GIVEN PROBLEM:
Your task is to reproduce word for word the lines running from the line containing "Generate a web" to the line containing "flex h-[570px] w-[1034px]", inclusive. Nothing else belongs in the answer.

[A block of data]
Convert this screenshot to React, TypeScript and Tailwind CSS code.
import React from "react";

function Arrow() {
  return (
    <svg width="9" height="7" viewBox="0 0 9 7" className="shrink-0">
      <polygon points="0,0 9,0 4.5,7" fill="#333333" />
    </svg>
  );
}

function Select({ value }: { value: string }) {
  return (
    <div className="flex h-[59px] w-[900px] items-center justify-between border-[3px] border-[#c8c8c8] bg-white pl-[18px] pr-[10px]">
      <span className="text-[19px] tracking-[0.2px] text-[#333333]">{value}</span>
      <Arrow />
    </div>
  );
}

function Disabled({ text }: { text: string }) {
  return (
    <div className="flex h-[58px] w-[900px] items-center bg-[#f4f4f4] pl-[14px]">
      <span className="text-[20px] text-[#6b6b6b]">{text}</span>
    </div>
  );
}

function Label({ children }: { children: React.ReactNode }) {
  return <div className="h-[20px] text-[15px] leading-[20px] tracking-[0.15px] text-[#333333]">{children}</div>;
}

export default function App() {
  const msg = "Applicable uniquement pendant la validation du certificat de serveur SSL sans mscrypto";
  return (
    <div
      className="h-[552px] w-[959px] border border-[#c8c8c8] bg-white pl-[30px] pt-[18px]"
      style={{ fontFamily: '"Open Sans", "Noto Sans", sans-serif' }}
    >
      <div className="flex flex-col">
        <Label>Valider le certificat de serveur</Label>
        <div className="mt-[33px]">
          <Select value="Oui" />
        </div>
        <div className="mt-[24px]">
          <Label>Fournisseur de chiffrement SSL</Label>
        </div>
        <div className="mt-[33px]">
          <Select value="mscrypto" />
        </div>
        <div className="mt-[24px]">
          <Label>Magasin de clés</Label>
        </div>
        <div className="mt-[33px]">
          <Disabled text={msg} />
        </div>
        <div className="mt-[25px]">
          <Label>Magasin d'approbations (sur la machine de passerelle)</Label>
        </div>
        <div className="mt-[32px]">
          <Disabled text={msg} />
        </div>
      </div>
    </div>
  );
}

--

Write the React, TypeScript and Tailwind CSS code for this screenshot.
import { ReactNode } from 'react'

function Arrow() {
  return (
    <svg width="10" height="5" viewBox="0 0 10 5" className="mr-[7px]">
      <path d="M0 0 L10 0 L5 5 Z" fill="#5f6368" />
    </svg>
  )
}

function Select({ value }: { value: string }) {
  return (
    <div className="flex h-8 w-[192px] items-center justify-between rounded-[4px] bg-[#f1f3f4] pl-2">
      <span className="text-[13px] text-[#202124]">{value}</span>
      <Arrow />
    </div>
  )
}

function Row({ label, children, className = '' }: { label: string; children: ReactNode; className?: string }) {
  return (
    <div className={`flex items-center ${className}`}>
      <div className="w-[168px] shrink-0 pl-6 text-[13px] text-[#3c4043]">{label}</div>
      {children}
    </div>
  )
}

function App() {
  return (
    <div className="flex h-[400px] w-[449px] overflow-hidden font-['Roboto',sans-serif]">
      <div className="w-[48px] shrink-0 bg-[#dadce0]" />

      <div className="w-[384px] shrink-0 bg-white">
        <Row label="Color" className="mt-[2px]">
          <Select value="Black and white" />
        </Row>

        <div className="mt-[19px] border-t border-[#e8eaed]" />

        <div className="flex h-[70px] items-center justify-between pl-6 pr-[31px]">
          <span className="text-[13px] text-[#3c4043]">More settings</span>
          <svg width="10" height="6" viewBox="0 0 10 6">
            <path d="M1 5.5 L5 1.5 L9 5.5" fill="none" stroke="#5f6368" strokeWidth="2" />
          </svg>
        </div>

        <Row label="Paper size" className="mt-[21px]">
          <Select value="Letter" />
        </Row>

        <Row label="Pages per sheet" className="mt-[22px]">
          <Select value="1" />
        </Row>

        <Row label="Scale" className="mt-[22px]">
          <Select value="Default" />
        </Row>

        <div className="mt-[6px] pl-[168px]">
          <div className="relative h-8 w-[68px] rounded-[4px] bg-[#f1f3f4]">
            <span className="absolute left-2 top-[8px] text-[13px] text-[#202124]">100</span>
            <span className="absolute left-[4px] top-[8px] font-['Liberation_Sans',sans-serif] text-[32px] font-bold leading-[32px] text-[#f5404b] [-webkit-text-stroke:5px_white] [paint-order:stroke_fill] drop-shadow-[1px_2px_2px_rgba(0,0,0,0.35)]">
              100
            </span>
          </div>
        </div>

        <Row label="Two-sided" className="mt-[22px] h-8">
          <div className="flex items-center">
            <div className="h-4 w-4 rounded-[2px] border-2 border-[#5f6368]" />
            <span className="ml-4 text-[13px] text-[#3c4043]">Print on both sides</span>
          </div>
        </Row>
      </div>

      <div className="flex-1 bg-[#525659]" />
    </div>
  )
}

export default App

---

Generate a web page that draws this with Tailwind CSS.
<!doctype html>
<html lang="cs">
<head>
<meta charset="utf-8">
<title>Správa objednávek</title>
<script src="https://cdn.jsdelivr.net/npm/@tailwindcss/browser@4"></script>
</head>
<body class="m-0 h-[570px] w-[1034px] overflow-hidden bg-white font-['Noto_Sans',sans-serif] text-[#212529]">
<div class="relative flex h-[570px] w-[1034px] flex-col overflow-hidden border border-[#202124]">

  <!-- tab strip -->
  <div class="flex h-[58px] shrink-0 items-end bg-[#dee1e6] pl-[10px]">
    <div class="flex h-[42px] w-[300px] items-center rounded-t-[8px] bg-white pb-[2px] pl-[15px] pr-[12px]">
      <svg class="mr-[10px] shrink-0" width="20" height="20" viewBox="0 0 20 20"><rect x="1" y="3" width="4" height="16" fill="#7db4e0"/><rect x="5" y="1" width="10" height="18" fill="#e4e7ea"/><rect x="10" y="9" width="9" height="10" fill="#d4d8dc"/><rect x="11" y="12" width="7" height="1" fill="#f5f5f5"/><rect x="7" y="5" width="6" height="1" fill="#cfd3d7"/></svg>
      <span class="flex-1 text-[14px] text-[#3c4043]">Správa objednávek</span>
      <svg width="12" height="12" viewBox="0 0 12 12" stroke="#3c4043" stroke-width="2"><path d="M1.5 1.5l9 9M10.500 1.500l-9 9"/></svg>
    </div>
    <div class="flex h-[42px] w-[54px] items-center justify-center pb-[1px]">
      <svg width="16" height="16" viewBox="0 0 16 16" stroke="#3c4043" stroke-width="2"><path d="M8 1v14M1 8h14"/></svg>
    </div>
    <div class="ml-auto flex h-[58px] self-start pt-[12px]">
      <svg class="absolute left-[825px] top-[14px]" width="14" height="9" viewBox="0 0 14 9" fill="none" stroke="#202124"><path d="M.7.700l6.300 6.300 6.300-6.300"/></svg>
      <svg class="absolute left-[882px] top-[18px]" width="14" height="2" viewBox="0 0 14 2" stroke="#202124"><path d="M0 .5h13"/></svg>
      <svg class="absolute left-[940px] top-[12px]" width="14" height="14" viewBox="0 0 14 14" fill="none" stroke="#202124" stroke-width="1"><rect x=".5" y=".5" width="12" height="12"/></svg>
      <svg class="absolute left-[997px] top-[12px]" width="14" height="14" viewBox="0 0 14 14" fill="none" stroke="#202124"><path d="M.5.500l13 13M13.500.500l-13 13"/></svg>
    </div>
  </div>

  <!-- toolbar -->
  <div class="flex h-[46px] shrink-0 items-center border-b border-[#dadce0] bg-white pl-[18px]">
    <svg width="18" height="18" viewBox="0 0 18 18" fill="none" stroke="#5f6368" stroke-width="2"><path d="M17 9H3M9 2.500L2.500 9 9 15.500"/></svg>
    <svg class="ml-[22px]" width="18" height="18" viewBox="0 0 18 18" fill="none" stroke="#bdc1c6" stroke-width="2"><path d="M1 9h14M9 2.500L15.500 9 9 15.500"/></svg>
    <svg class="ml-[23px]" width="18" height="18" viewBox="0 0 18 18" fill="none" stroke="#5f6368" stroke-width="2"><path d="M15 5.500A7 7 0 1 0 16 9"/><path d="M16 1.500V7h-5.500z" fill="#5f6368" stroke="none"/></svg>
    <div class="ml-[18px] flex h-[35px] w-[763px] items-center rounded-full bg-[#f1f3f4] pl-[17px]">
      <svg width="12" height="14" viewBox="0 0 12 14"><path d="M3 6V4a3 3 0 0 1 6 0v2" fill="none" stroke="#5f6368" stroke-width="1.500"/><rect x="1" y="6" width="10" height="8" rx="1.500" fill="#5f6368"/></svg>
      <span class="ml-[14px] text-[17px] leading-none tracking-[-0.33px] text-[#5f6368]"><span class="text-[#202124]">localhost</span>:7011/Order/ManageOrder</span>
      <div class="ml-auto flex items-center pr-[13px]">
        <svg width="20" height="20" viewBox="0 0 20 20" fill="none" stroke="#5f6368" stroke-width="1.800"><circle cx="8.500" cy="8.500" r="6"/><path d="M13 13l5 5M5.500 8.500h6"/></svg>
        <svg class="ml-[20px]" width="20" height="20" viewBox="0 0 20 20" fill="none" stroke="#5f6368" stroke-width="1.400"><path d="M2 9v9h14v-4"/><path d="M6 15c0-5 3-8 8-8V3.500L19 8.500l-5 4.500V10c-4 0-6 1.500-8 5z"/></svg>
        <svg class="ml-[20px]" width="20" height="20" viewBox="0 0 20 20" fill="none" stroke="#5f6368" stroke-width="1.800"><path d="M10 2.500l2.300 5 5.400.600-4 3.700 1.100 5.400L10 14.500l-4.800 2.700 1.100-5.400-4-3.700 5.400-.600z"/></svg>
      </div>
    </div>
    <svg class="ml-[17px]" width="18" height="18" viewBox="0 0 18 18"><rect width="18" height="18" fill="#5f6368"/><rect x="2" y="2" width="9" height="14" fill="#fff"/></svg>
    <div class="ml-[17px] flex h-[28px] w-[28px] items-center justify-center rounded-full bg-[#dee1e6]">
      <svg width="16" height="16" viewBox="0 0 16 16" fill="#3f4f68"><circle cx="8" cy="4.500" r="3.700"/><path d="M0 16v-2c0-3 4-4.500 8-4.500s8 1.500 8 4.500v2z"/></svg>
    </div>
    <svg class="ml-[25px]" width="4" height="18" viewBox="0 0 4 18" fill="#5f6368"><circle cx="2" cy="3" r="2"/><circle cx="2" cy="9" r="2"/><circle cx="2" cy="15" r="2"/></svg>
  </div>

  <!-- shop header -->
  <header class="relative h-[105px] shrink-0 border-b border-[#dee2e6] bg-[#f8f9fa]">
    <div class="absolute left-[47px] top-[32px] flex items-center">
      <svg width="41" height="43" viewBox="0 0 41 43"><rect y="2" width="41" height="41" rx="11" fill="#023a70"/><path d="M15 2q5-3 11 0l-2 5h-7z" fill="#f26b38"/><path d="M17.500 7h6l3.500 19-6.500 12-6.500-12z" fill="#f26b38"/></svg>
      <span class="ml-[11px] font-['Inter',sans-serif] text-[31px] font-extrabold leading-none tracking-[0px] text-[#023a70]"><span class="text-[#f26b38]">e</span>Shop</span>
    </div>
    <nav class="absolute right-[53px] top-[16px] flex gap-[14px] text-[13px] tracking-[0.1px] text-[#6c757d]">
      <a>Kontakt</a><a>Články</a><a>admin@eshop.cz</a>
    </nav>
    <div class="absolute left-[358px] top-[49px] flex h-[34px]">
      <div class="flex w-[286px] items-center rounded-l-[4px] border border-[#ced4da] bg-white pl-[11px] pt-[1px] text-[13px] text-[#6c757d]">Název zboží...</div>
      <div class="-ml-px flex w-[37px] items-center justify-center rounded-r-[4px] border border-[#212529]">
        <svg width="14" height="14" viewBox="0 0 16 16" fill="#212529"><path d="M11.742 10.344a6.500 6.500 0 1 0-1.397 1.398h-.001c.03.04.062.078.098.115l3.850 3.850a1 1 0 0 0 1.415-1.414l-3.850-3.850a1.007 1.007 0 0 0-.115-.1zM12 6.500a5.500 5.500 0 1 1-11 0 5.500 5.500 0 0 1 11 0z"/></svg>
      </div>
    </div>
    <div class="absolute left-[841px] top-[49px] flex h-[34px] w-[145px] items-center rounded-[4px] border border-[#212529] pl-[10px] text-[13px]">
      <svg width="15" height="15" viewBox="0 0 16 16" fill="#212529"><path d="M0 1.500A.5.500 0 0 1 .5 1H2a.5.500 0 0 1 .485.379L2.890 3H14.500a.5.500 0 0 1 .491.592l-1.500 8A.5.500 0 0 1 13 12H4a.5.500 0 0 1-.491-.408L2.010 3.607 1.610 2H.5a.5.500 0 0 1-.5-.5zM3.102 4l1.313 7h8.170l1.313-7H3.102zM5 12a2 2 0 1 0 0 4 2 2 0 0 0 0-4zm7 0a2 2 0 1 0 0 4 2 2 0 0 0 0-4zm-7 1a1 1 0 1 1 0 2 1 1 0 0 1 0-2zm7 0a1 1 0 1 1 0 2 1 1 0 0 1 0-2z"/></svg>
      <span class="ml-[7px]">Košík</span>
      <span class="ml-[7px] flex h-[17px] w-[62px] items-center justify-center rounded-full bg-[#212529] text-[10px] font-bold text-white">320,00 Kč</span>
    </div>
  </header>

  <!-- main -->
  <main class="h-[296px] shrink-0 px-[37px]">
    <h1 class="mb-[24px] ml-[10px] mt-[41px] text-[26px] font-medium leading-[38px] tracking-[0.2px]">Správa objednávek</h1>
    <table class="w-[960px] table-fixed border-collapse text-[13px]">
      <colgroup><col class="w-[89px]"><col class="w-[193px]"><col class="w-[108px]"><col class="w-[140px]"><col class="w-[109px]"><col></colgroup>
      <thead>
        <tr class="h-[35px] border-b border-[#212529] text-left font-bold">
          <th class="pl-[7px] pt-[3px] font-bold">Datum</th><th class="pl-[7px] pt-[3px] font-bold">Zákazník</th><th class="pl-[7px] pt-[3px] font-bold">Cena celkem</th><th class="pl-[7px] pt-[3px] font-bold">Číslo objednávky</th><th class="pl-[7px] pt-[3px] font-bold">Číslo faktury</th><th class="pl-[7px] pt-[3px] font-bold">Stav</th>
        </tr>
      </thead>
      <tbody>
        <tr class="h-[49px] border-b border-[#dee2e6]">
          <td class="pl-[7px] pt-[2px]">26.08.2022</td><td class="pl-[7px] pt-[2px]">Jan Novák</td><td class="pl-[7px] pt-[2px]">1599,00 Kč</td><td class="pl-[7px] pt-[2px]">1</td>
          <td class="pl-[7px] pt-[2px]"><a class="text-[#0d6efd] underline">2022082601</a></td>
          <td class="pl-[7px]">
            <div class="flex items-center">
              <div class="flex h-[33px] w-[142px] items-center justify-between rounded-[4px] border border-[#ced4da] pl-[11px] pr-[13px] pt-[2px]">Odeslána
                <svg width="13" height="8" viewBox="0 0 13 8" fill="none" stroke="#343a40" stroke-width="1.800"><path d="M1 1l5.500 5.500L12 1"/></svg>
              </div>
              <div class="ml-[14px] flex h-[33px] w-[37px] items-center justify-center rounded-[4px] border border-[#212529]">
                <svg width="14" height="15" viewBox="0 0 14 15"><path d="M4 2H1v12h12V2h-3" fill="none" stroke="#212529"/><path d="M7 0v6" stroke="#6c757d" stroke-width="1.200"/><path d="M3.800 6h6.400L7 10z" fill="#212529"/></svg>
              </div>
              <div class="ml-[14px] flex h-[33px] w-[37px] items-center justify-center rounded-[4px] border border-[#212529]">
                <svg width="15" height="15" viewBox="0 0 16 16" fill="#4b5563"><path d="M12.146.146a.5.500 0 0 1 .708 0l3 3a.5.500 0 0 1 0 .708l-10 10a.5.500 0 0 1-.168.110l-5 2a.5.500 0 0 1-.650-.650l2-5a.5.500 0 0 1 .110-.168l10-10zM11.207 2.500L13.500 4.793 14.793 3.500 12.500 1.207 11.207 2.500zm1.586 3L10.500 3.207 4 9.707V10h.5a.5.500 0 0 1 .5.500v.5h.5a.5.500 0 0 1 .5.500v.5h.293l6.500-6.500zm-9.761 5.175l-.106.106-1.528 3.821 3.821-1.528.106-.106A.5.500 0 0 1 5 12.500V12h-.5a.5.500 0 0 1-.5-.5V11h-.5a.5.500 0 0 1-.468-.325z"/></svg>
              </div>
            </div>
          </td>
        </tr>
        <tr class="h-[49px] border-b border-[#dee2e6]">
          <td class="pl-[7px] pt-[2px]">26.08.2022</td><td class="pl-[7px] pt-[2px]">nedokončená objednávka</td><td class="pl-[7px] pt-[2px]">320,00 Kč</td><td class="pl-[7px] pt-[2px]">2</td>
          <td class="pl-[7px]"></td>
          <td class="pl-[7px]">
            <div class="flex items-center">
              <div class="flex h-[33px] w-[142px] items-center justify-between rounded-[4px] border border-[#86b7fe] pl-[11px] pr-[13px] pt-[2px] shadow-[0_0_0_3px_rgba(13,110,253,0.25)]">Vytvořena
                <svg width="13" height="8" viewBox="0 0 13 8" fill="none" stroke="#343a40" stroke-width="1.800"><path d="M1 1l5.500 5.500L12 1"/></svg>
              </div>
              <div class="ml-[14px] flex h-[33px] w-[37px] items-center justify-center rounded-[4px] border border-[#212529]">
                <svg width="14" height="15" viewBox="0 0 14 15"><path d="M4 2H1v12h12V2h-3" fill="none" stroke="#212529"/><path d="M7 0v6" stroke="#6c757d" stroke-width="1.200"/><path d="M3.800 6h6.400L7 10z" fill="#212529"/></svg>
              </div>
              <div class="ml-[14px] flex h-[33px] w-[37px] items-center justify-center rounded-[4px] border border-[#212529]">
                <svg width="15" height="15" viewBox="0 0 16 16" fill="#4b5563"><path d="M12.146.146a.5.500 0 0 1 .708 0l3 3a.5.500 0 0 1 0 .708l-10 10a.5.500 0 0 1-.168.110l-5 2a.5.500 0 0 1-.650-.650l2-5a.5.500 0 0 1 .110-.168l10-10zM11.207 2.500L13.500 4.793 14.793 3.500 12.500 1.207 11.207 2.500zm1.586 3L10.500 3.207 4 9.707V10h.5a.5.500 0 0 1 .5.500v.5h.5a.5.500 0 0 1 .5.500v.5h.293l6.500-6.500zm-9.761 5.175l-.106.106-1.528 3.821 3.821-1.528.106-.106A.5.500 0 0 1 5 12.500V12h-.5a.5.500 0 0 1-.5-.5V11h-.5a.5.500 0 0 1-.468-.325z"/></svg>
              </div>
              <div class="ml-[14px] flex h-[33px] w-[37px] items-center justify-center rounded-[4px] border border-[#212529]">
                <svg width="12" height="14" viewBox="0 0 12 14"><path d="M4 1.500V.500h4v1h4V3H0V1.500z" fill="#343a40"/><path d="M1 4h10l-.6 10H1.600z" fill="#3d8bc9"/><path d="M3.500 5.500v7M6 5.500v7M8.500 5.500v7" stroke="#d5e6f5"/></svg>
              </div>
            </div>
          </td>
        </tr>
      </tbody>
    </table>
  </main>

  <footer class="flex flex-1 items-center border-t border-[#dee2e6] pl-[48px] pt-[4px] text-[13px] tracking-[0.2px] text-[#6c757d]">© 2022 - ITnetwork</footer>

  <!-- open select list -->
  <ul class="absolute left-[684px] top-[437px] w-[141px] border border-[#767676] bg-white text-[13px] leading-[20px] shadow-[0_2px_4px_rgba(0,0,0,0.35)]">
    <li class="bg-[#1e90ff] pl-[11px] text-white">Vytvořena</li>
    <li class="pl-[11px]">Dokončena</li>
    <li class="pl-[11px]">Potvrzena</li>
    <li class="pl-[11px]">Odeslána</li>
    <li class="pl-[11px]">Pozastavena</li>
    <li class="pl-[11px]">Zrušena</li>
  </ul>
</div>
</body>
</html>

ANSWER IN FULL:
Generate a web page that draws this with Tailwind CSS.
<!doctype html>
<html lang="cs">
<head>
<meta charset="utf-8">
<title>Správa objednávek</title>
<script src="https://cdn.jsdelivr.net/npm/@tailwindcss/browser@4"></script>
</head>
<body class="m-0 h-[570px] w-[1034px] overflow-hidden bg-white font-['Noto_Sans',sans-serif] text-[#212529]">
<div class="relative flex h-[570px] w-[1034px] flex-col overflow-hidden border border-[#202124]">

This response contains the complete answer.